Tomera admitted that after Marisquerena learned of this agreement between Tomera and Hobson she contacted Tomera and he told her that he had bought the Hobson ranch, and that there was no reason for him to pay $210,000 when he could get the ranch for $200,000.

From the foregoing the court concluded that Hobson agreed to pay a 5 percent commission of $10,000 based on the sale price of $200,000; that $10,000 was a reasonable fee; that Tomera was ready, willing, and able to pay $210,000, leaving a net to Hobson of $200,000.

The court further determined that both Hobson and Tomera acted in bad faith toward Marisquerena.

Prior to entry of final judgment, the trial judge filed a written decision which stated: "Having determined as a matter of fact that it was Anita Marisquerena's initial approach to Ed Tomera that was the first of a series of events resulting in his purchase of the Hobson ranch; also that defendants had notice prior to entering into the agreement to sell to Ed Tomera of plaintiff's claim; * * *."

There is some evidence that Tomera through one Daly did make overtures to Hobson regarding the purchase of the ranch prior to the time he was contacted by Marisquerena. The evidence however supports a conclusion that such negotiations were terminated prior to Marisquerena's employment.

The evidence is sufficient to sustain the court's findings and conclusions that Marisquerena was the procuring cause of the sale; that Hobson was guilty of bad faith in dealing directly with Tomera, particularly after he was notified that Marisquerena had a sale of $210,000 with $200,000 net to him, and also when he completed the sale with Tomera after he knew that Tomera was the prospective purchaser obtained by Marisquerena. Romezzano v. Avansino, 44 Nev. 72, 189 P. 681; Close v. Redelius, 67 Nev. 158, 215 P.2d 659; Humphrey v. Knobel, 78 Nev. 137, 369 P.2d 872. See also Wiechmann v. Hale, 76 Nev. 492, 358 P.2d 113.

Appellants contend that the trial court erroneously failed to recognize as true certain uncontradicted evidence. In Duffill v. Duffill, 57 Nev. 224, 61 P.2d 985, we stated: "In the very nature of things there was no possibility of a contradiction of the testimony of the witnesses mentioned, but it is a well-recognized rule that a court is not bound to accept uncontradicted testimony." We believe this rule is particularly applicable in this case where substantially all of the uncontradicted evidence consisted of testimony given by Tomera and Hobson whom the court determined had acted in bad faith toward Marisquerena.

There is nothing in the evidence which in any way connects appellant Thelma L. Hobson with the dealings between her husband and Marisquerena.
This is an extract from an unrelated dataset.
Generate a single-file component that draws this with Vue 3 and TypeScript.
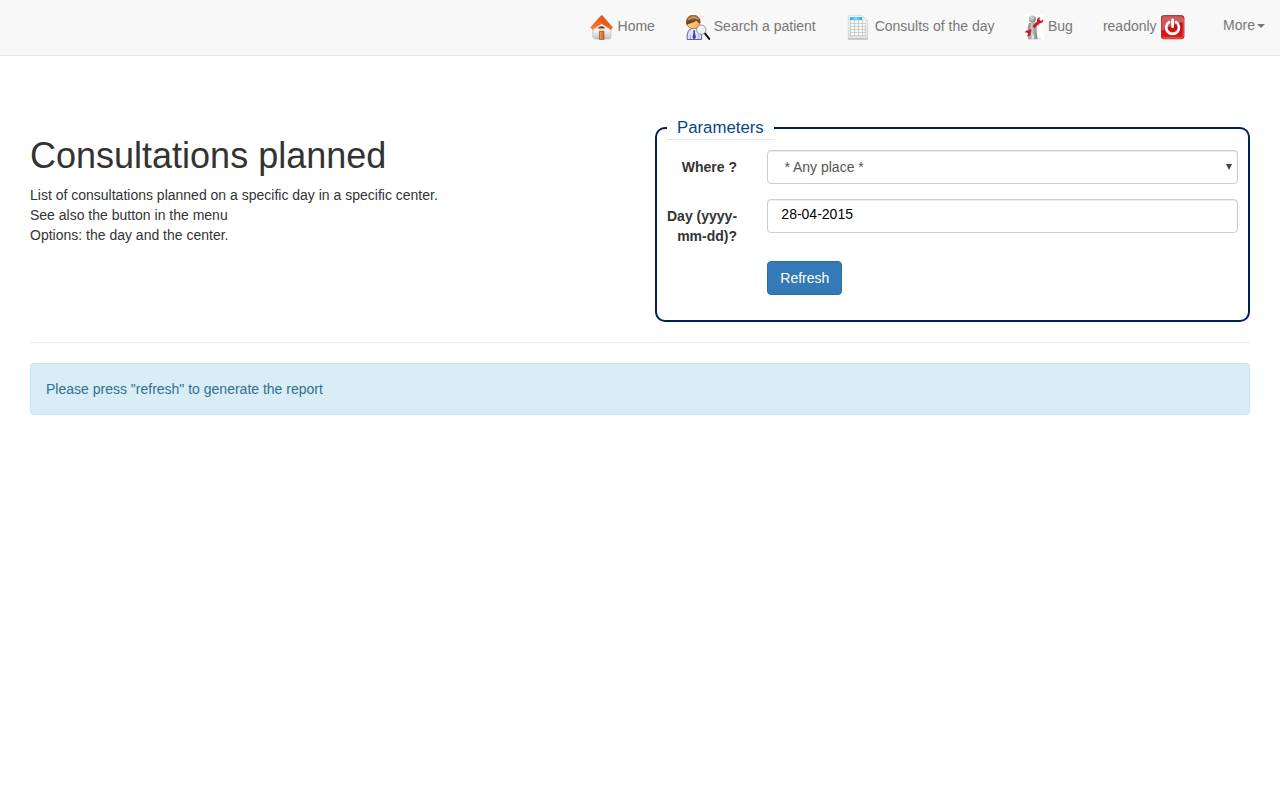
<script setup lang="ts">
import { ref } from 'vue'

interface Place {
  id: string
  label: string
}

const places: Place[] = [{ id: 'any', label: '* Any place *' }]
const place = ref<string>('any')
const day = ref<string>('28-04-2015')
</script>

<template>
  <nav class="navbar">
    <a class="item">
      <svg class="icon" width="25" height="25" viewBox="-.4 0 25 25">
        <defs>
          <linearGradient id="roof" x1="0" y1="0" x2="0" y2="1">
            <stop offset="0" stop-color="#ee5a12" />
            <stop offset=".6" stop-color="#f7671c" />
            <stop offset="1" stop-color="#fb8a45" />
          </linearGradient>
          <linearGradient id="wall" x1="0" y1="0" x2="0" y2="1">
            <stop offset="0" stop-color="#ffffff" />
            <stop offset=".6" stop-color="#f1f1ee" />
            <stop offset="1" stop-color="#bfc3c2" />
          </linearGradient>
        </defs>
        <path d="M3.4 13 12.3 4 21.6 13V21.4Q21.4 23.8 19.4 24H6.2Q3.6 23.8 3.4 21.4Z" fill="url(#wall)" stroke="#b4b4b2" stroke-width=".6" />
        <path d="M12.3.5Q11.6.6 10.8 1.5L1.2 12.6 3.4 14.6 12.4 8.6 21.4 14.6 23.3 12.6 13.8 1.5Q13 .6 12.3.5Z" fill="url(#roof)" stroke="#cc5a25" stroke-width=".4" />
        <path d="M12.3 1V8.4L21.2 14.2 23 12.4Z" fill="#e04c0c" opacity=".5" />
        <path d="M9 13.8V12.2Q12.2 10.2 15.2 12.2V13.8Z" fill="#63442f" />
        <path d="M9.6 13.9H14.8" stroke="#d8c08e" stroke-width="1" />
        <path d="M10 16.2H14.6V24.4H10Z" fill="#e0742e" stroke="#8d5533" stroke-width=".7" />
        <path d="M11.4 17V24" stroke="#f3a05a" stroke-width="1" />
      </svg>
      Home
    </a>
    <a class="item">
      <svg class="icon" width="25" height="25" viewBox="-.7 0 25 25">
        <defs>
          <linearGradient id="face" x1="0" y1="0" x2="1" y2="1">
            <stop offset="0" stop-color="#ffeebf" />
            <stop offset="1" stop-color="#f5a14a" />
          </linearGradient>
          <linearGradient id="hair" x1="0" y1="0" x2="0" y2="1">
            <stop offset="0" stop-color="#b9854f" />
            <stop offset=".6" stop-color="#84491c" />
            <stop offset="1" stop-color="#6a350d" />
          </linearGradient>
        </defs>
        <path d="M1.5 24.5V20Q1.8 14.8 5.8 13.6H12Q15.6 14.8 15.9 20V24.5Z" fill="#dfe3fb" stroke="#4a55a3" stroke-width=".9" />
        <path d="M4.6 19.5V24M13 19.5V24" stroke="#8f9ad8" stroke-width=".8" />
        <path d="M5.6 13.8 8.3 17.4 11.2 13.8Z" fill="#fff" />
        <path d="M7.4 15.2H9.6L9.2 17.2 10.2 22.7 8.5 24.3 6.8 22.7 7.8 17.2Z" fill="#3341a0" />
        <ellipse cx="7.6" cy="7.2" rx="6.7" ry="6.7" fill="url(#face)" stroke="#a8662a" stroke-width=".7" />
        <path d="M1 9.4C0 3.4 3 .3 7.6.3 12.3.3 15.2 3.4 14.2 8.2 12.6 7.6 11.4 6.6 10.6 5.4 8.2 7.2 4.4 8 1 9.4Z" fill="url(#hair)" stroke="#6a3f1c" stroke-width=".5" />
        <path d="M2.2 4.7Q7.4.8 13 4" fill="none" stroke="#cfa878" stroke-width="1.3" />
        <path d="M19.2 18.4 23.6 24" stroke="#111" stroke-width="2" stroke-linecap="round" />
        <circle cx="15.6" cy="14.7" r="4.7" fill="#eaf2f0" stroke="#8b9090" stroke-width=".9" />
        <path d="M12.8 14.4Q13.6 12 15.8 11.8" fill="none" stroke="#fff" stroke-width="1.5" />
      </svg>
      Search a patient
    </a>
    <a class="item">
      <svg class="icon" width="25" height="25" viewBox="0 0 25 25">
        <defs>
          <linearGradient id="sheet" x1="0" y1="0" x2="0" y2="1">
            <stop offset="0" stop-color="#ffffff" />
            <stop offset="1" stop-color="#dedede" />
          </linearGradient>
          <linearGradient id="head" x1="0" y1="0" x2="1" y2="0">
            <stop offset="0" stop-color="#2cb1ed" />
            <stop offset=".5" stop-color="#69dcff" />
            <stop offset="1" stop-color="#25a8e8" />
          </linearGradient>
        </defs>
        <path d="M2.3.7H16.5L21.7 6V23.8H2.3Z" fill="url(#sheet)" stroke="#ccc" stroke-width=".7" />
        <path d="M2 24.1H22" stroke="#a6a6a6" stroke-width=".8" />
        <path d="M4.2 5H19.5V21H4.2Z" fill="#fafafa" />
        <path d="M4 8.5H19.5M4 11.5H19.5M4 14.5H19.5M4 17.5H19.5M4 20.5H19.5M4.5 5V20.8M8.5 5V20.8M12.5 5V20.8M16.5 5V20.8M19.3 7V20.8" fill="none" stroke="#bcc1c4" stroke-width=".75" />
        <rect x="4" y="2" width="12" height="3.2" fill="url(#head)" />
        <path d="M16.5.8V5.8H21.5Z" fill="#f4f4f4" stroke="#cfcfcf" stroke-width=".5" />
      </svg>
      Consults of the day
    </a>
    <a class="item">
      <svg class="icon bug" width="20" height="25" viewBox="0 0 20 25">
        <defs>
          <linearGradient id="body" x1="0" y1="0" x2="1" y2="0">
            <stop offset="0" stop-color="#8f8f8f" />
            <stop offset=".4" stop-color="#c9c9c9" />
            <stop offset="1" stop-color="#7d7d7d" />
          </linearGradient>
          <radialGradient id="skull" cx=".4" cy=".3" r=".75">
            <stop offset="0" stop-color="#dcdcdc" />
            <stop offset="1" stop-color="#808080" />
          </radialGradient>
        </defs>
        <rect width="20" height="25" fill="#fff" />
        <ellipse cx="11" cy="23.6" rx="6.5" ry="1.2" fill="#dcdcdc" />
        <path d="M5.2 8.2Q8.5 6.4 12 8L13 9.5 12.4 15 13.6 23.6 10.2 24.2 8.9 17.5 8 24.3 4 24.4 5.2 16.5Z" fill="url(#body)" />
        <path d="M5.8 8.8 4.6 13.4 6.4 15.2M12 8.6 14.2 9.6 15.2 7.6" fill="none" stroke="#9a9a9a" stroke-width="2.2" stroke-linecap="round" stroke-linejoin="round" />
        <circle cx="8.4" cy="4" r="3.6" fill="url(#skull)" />
        <path d="M9.4 12.3 14.4 7" stroke="#c91a25" stroke-width="2.8" />
        <path d="M4.8 17 6.8 14.9" stroke="#c91a25" stroke-width="2.4" />
        <path d="M16.4 2.2C14.2 2.2 12.6 3.8 13 5.8 13.4 8 15.4 8.8 17.2 8 18.8 7.3 19.6 5.8 19.3 4.4L16.8 6 15.2 4.6Z" fill="#cc1824" />
        <path d="M.8 17.4C1.8 15.4 3.8 14.8 5.4 15.8 7.2 17 7.2 19.2 6 20.4 5 21.4 3.8 21.5 2.8 21.2L4.4 19 3 17.5Z" fill="#c41622" />
      </svg>
      Bug
    </a>
    <a class="item">
      readonly
      <svg class="icon" width="25" height="25" viewBox=".8 0 25 25">
        <defs>
          <linearGradient id="power" x1="0" y1="0" x2="0" y2="1">
            <stop offset="0" stop-color="#b9191c" />
            <stop offset=".5" stop-color="#c40d10" />
            <stop offset="1" stop-color="#e81a1a" />
          </linearGradient>
        </defs>
        <rect x="1" y=".6" width="22.8" height="23.2" rx="2.5" fill="url(#power)" stroke="#a51a1d" stroke-width=".8" />
        <path d="M1.5 3Q1.5 1.2 3.2 1.2H21.6Q23.2 1.2 23.2 2.8V7Q14 8.5 1.5 16Z" fill="#fff" opacity=".3" />
        <path d="M2 22.9H23M23 3V22" fill="none" stroke="#f58a80" stroke-width=".7" />
        <path d="M8.9 7.2A6.4 6.4 0 1 0 15.9 7.2" fill="none" stroke="#fff" stroke-width="2.7" stroke-linecap="round" />
        <path d="M12.4 4.8V11.8" stroke="#fff" stroke-width="2.7" stroke-linecap="round" />
      </svg>
    </a>
    <a class="item more">More<span class="caret"></span></a>
  </nav>

  <main class="page">
    <section class="intro-row">
      <div class="intro">
        <h1>Consultations planned</h1>
        <p>
          List of consultations planned on a specific day in a specific center.<br />
          See also the button in the menu<br />
          Options: the day and the center.
        </p>
      </div>
      <fieldset class="params">
        <legend>Parameters</legend>
        <div class="row">
          <label for="place">Where ?</label>
          <div class="field">
            <select id="place" v-model="place" class="control select">
              <option v-for="p in places" :key="p.id" :value="p.id">{{ p.label }}</option>
            </select>
            <svg class="arrow" width="6" height="6" viewBox="0 0 6 6"><path d="M0 0H6L3 6Z" fill="#444" /></svg>
          </div>
        </div>
        <div class="row">
          <label for="day">Day (yyyy-<br />mm-dd)?</label>
          <div class="field">
            <input id="day" v-model="day" class="control day" type="text" />
          </div>
        </div>
        <div class="row">
          <span class="spacer"></span>
          <button class="refresh" type="button">Refresh</button>
        </div>
      </fieldset>
    </section>
    <hr />
    <div class="alert">Please press "refresh" to generate the report</div>
  </main>
</template>

<style>
body {
  margin: 0;
  background: #fff;
}
</style>

<style scoped>
* {
  box-sizing: border-box;
}
.navbar,
.page {
  font: 14px/20px "Liberation Sans", Arial, sans-serif;
  color: #333;
}
.navbar {
  height: 56px;
  display: flex;
  justify-content: flex-end;
  background: #f8f8f8;
  border-bottom: 1px solid #e7e7e7;
}
.item {
  padding: 15px;
  color: #777;
  white-space: nowrap;
}
.icon {
  vertical-align: middle;
}
.bug {
  margin-left: -1px;
  margin-right: 0.6px;
}
.more {
  margin-left: 7.6px;
}
.caret {
  display: inline-block;
  margin-left: 2px;
  vertical-align: middle;
  border-top: 4px solid #777;
  border-left: 4px solid transparent;
  border-right: 4px solid transparent;
}
.page {
  padding: 60px 30px 0;
}
.intro-row {
  display: grid;
  grid-template-columns: 595px 595px;
  gap: 30px;
}
.intro {
  padding-top: 20px;
}
h1 {
  margin: 0 0 10px;
  font-size: 36px;
  font-weight: 500;
  line-height: 39px;
}
p {
  margin: 0;
}
.params {
  min-width: 0;
  margin: 0;
  padding: 10px;
  border: 2px solid #001f5f;
  border-radius: 10px;
}
legend {
  padding: 0 10px;
  border-bottom: 1px solid #e5e5e5;
  font-size: 16.8px;
  line-height: 23px;
  color: #04468c;
}
.row {
  display: flex;
  align-items: flex-start;
  gap: 30px;
  margin-bottom: 15px;
}
label,
.spacer {
  flex: 0 0 70px;
}
label {
  padding-top: 7px;
  font-weight: 700;
  text-align: right;
  white-space: nowrap;
}
.field {
  position: relative;
  width: 471px;
}
.control {
  display: block;
  width: 100%;
  height: 34px;
  margin: 0;
  border: 1px solid #ccc;
  border-radius: 4px;
  background: #fff;
  box-shadow: inset 0 1px 1px rgba(0, 0, 0, 0.075);
  font: inherit;
}
.select {
  appearance: none;
  padding: 6px 16.4px;
  color: #555;
}
.day {
  padding: 4px 13.3px 8px;
  color: #000;
}
.arrow {
  position: absolute;
  right: 6px;
  top: 14px;
}
.refresh {
  height: 34px;
  padding: 6px 12px 6px 12.3px;
  border: 1px solid #2e6da4;
  border-radius: 4px;
  background: #337ab7;
  color: #fff;
  font: inherit;
}
hr {
  margin: 20px 0;
  border: 0;
  border-top: 1px solid #eee;
}
.alert {
  padding: 15px;
  border: 1px solid #bce8f1;
  border-radius: 4px;
  background: #d9edf7;
  color: #31708f;
}
</style>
She was not even a party to the ultimate written sales agreement between Joseph S. Hobson and Tomera.

Judgment against appellant Joseph S. Hobson affirmed. Judgment against appellant Thelma L. Hobson reversed. Costs to respondent.

THOMPSON and BADT, JJ., concur.


Summaries of

Hobson v. Olin

Supreme Court of Nevada
Feb 4, 1965
398 P.2d 708 (Nev. 1965)
Case details for

Hobson v. Olin

Case Details

Full title:JOSEPH S. HOBSON AND THELMA L. HOBSON, HIS WIFE, APPELLANTS, v. ELIZABETH…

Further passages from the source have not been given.